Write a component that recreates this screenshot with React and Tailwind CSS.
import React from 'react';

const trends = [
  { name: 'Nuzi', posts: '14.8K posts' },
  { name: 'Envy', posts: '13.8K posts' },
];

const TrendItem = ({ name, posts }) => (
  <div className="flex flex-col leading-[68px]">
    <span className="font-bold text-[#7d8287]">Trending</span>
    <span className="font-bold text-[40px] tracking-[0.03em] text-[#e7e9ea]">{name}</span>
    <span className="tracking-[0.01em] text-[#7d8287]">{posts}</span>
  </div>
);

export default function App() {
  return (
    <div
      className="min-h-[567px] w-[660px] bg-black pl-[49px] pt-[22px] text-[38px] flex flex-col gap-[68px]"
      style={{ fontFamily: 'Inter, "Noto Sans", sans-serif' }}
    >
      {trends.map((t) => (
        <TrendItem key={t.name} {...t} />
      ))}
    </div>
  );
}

=====

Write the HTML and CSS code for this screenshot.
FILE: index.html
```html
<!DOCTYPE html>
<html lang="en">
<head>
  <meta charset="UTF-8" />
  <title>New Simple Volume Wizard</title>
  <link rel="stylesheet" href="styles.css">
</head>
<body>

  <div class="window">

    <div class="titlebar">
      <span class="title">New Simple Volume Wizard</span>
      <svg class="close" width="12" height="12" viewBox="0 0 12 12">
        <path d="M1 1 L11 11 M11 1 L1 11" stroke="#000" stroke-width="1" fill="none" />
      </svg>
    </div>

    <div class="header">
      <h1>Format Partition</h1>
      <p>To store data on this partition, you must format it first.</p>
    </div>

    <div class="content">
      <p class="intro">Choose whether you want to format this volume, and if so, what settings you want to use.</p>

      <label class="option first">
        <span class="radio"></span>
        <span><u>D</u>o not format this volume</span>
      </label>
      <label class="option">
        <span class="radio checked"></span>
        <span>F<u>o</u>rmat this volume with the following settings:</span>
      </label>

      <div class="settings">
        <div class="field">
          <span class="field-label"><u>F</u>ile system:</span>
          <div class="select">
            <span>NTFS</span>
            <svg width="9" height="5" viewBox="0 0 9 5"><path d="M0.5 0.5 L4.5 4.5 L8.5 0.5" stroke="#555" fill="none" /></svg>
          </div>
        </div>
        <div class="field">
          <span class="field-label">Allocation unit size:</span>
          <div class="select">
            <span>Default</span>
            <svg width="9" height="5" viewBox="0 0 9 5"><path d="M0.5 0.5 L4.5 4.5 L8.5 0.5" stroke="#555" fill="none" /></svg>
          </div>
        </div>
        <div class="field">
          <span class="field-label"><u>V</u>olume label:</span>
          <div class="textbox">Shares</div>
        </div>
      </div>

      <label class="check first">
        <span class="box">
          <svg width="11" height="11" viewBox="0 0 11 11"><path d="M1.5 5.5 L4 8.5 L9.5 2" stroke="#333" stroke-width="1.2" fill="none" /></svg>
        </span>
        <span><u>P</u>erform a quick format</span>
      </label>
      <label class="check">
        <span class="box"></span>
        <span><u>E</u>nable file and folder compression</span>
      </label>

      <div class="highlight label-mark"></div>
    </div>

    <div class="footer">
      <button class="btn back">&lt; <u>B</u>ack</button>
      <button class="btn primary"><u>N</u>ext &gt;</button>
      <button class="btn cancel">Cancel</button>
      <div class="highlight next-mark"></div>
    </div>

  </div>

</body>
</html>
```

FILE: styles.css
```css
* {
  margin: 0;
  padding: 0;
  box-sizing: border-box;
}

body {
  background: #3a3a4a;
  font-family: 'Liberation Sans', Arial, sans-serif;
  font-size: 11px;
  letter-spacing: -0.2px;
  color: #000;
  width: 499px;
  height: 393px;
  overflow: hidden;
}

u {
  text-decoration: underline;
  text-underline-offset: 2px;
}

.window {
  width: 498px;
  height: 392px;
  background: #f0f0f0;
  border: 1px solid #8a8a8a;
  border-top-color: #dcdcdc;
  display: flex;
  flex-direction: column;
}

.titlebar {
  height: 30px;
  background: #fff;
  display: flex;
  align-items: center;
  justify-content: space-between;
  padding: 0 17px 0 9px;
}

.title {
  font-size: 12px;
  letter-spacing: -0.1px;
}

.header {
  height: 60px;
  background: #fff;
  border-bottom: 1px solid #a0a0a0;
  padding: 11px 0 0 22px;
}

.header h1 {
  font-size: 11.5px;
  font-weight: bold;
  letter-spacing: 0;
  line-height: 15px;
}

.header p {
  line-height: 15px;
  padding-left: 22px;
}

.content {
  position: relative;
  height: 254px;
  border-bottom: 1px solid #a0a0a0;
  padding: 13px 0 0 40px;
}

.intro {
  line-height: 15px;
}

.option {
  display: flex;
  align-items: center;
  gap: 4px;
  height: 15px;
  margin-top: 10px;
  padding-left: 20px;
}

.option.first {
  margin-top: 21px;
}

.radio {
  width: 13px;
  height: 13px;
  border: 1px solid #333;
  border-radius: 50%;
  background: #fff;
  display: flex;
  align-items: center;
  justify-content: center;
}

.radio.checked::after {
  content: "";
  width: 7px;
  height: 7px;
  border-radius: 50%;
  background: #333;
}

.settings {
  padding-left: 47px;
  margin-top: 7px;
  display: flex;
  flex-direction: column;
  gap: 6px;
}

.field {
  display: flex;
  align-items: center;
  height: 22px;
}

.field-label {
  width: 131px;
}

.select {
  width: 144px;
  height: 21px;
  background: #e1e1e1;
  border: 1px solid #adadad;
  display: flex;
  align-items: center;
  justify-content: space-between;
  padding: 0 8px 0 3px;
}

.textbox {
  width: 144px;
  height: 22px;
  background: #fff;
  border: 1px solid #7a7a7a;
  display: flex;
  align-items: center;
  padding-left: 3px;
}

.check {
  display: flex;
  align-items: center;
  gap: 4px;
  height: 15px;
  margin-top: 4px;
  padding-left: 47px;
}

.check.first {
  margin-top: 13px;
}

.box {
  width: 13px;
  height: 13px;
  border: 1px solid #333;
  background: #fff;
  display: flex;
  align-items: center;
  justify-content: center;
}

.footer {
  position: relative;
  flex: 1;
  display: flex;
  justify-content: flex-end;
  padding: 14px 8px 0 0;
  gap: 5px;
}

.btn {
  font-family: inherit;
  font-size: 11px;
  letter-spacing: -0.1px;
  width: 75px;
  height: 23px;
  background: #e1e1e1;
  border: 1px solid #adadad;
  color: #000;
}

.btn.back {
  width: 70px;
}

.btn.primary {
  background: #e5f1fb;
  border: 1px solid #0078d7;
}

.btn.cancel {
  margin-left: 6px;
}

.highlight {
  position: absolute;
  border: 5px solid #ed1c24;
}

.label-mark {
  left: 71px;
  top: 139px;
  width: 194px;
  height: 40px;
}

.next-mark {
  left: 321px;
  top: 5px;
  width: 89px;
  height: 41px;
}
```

=====

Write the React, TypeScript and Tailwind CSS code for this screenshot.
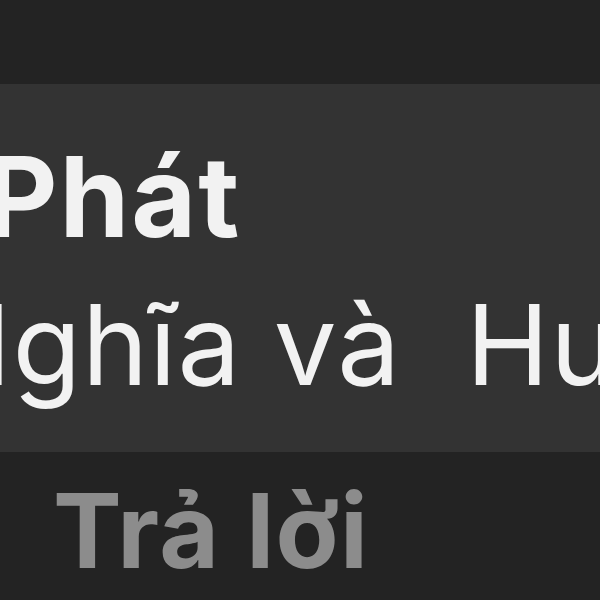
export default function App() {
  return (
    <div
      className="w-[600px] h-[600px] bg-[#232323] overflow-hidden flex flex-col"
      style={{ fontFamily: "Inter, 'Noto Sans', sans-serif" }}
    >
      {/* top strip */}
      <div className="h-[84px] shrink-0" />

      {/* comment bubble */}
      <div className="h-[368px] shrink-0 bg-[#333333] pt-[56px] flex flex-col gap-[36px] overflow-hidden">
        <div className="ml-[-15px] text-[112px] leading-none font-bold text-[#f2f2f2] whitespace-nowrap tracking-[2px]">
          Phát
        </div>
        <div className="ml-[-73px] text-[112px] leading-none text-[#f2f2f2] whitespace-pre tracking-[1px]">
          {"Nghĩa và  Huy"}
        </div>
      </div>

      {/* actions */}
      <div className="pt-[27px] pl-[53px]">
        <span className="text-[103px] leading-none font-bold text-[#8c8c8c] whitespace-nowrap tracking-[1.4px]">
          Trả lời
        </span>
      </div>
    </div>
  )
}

=====

- Problem details: Search the entries for the string "code" and collect each line that has it.

- Task answer:
Write the HTML and CSS code for this screenshot.
Write the React, TypeScript and Tailwind CSS code for this screenshot.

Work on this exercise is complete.